Crawford seems to go from strength to strength. The Golden Anniversaries may be his most accomplished work yet, blending as it does his trademark observational comedy with soul wrenching tragedy.

Glen and Sandy Golden (Jim Mezon and Janet-Laine Green) are celebrating their fiftieth anniversary at their cottage. Well, Glen is trying to celebrate it, with balloons and Sandy’s favorite wine. Sandy arrives, having been led to believe from Glen’s texts that he is in physical distress only to reveal that, for her at least, the marriage has been over for some weeks.

Glen wants to talk things out and salvage the relationship. Sandy just wants out. She suggests they reach a simple settlement; she gets the house, and Glen gets the cottage, where he has been living for a while now, subsisting on weiners and beans. Sandy sweetens the deal by saying she won’t ask for child support. (The kids are in their forties.)

The Golden Anniversaries relates the arc of what becomes a two-day conversation, as differing recollections are tested in a series of flashbacks. The jumping back and forward in time is done simply and artfully, thanks to subtle lighting cues courtesy of Nic Vincent and a special effect called great acting.

What could have been a facile vehicle for a series of comedic set pieces becomes much more thanks to Crawford’s acute psychological insights into his characters and his mastery of the playwright’s craft.

Just when we think we know these two people and their personal soap opera inside out, Crawford throws a curve ball with an offhand cruelty that reminded me of Irish playwrights like Friel, Kilroy, and Keane. It completely rearranges our perception of what we have been seeing and it took my breath away.

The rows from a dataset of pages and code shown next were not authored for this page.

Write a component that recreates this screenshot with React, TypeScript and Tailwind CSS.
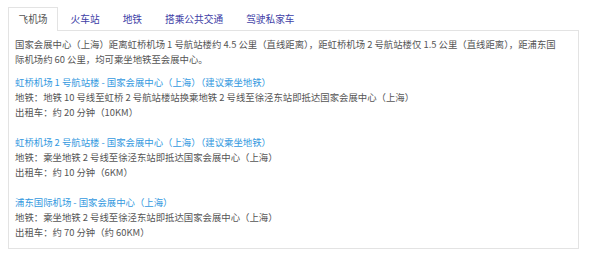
import React from "react";

const tabs = ["飞机场", "火车站", "地铁", "搭乘公共交通", "驾驶私家车"];

const routes = [
  {
    title: "虹桥机场 1 号航站楼 - 国家会展中心（上海）（建议乘坐地铁）",
    metro: "地铁：地铁 10 号线至虹桥 2 号航站楼站换乘地铁 2 号线至徐泾东站即抵达国家会展中心（上海）",
    taxi: "出租车：约 20 分钟（10KM）",
  },
  {
    title: "虹桥机场 2 号航站楼 - 国家会展中心（上海）（建议乘坐地铁）",
    metro: "地铁：乘坐地铁 2 号线至徐泾东站即抵达国家会展中心（上海）",
    taxi: "出租车：约 10 分钟（6KM）",
  },
  {
    title: "浦东国际机场 - 国家会展中心（上海）",
    metro: "地铁：乘坐地铁 2 号线至徐泾东站即抵达国家会展中心（上海）",
    taxi: "出租车：约 70 分钟（约 60KM）",
  },
];

export default function App() {
  return (
    <div
      className="w-[600px] h-[254px] bg-white pl-[8px] pt-[7px] font-['Noto_Sans_CJK_SC',sans-serif]"
      lang="zh-CN"
    >
      <div className="w-[571px]">
        <div className="flex gap-[2px] relative z-10">
          {tabs.map((t, i) => (
            <div
              key={t}
              className={
                i === 0
                  ? "h-[24px] px-[9.5px] border border-b-0 border-[#e3e3e3] bg-white text-[#555] text-[9.7px] leading-[23px] whitespace-nowrap"
                  : "h-[24px] px-[9.5px] border border-transparent text-[#3d3da6] text-[9.7px] leading-[23px] whitespace-nowrap"
              }
            >
              {t}
            </div>
          ))}
        </div>
        <div className="-mt-px h-[219px] border border-[#e3e3e3] pl-[6px] pt-[5.5px] text-[9.4px] leading-[15px] text-[#555] whitespace-nowrap">
          <p>
            国家会展中心（上海）距离虹桥机场 1 号航站楼约 4.5 公里（直线距离），距虹桥机场 2 号航站楼仅 1.5 公里（直线距离），距浦东国
            <br />
            际机场约 60 公里，均可乘坐地铁至会展中心。
          </p>
          <div className="mt-[8.5px] flex flex-col gap-[15px]">
            {routes.map((r) => (
              <div key={r.title}>
                <p className="text-[#3399e0]">{r.title}</p>
                <p>{r.metro}</p>
                <p>{r.taxi}</p>
              </div>
            ))}
          </div>
        </div>
      </div>
    </div>
  );
}
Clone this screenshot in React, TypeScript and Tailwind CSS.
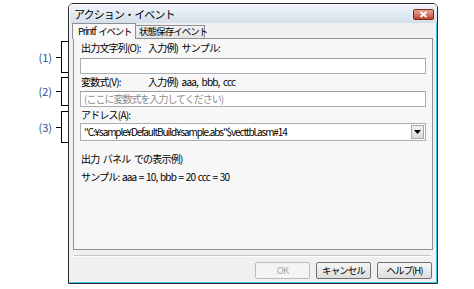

The Golden Anniversaries is also graced with stellar performances by two of Canada’s finest senior actors, and the sensitive direction by Miles Potter, another Canadian theatre legend. If I am interpreting the joint programme notes by Crawford and Potter correctly, Potter played a major dramaturgical role in shaping the text.

Mezon, who is making his Blyth Festival debut, is a 33-year veteran of the Shaw Festival. Why Shaw let him get away and why Stratford didn’t scoop him up is an enduring source of mystery to me. But Shaw’s shortsightedness hasn’t stopped him from continuing to turn in impressive work as both actor and director in material as varied as Lear and Norm Foster’s Outlaw.

Green is less familiar to me, although I admired her work in On Golden Pond at Drayton a few years back. Underlining the fact that we are in the presence of Canadian theatre royalty was my discovery that Green is the mother of Tyrone Savage, currently one of the best things in the Stratford Festival’s Cymbeline.

Set designer Steve Lucas has delivered a simple but picture perfect rendering of a modest retreat in cottage country that moves the action to the very lip of the stage. Amanda Wong’s costumes, Vincent’s atmospheric lighting, and Lyon Smith’s understated sound design add up to make this a perfect production.

Like On Golden Pond, The Golden Anniversaries is one of those relatively rare plays that offers actors of advancing years meaty roles in which they can shine. I’m predicting a rich afterlife for the play. I can already see Paul Gross and Martha Burns in the film adaptation.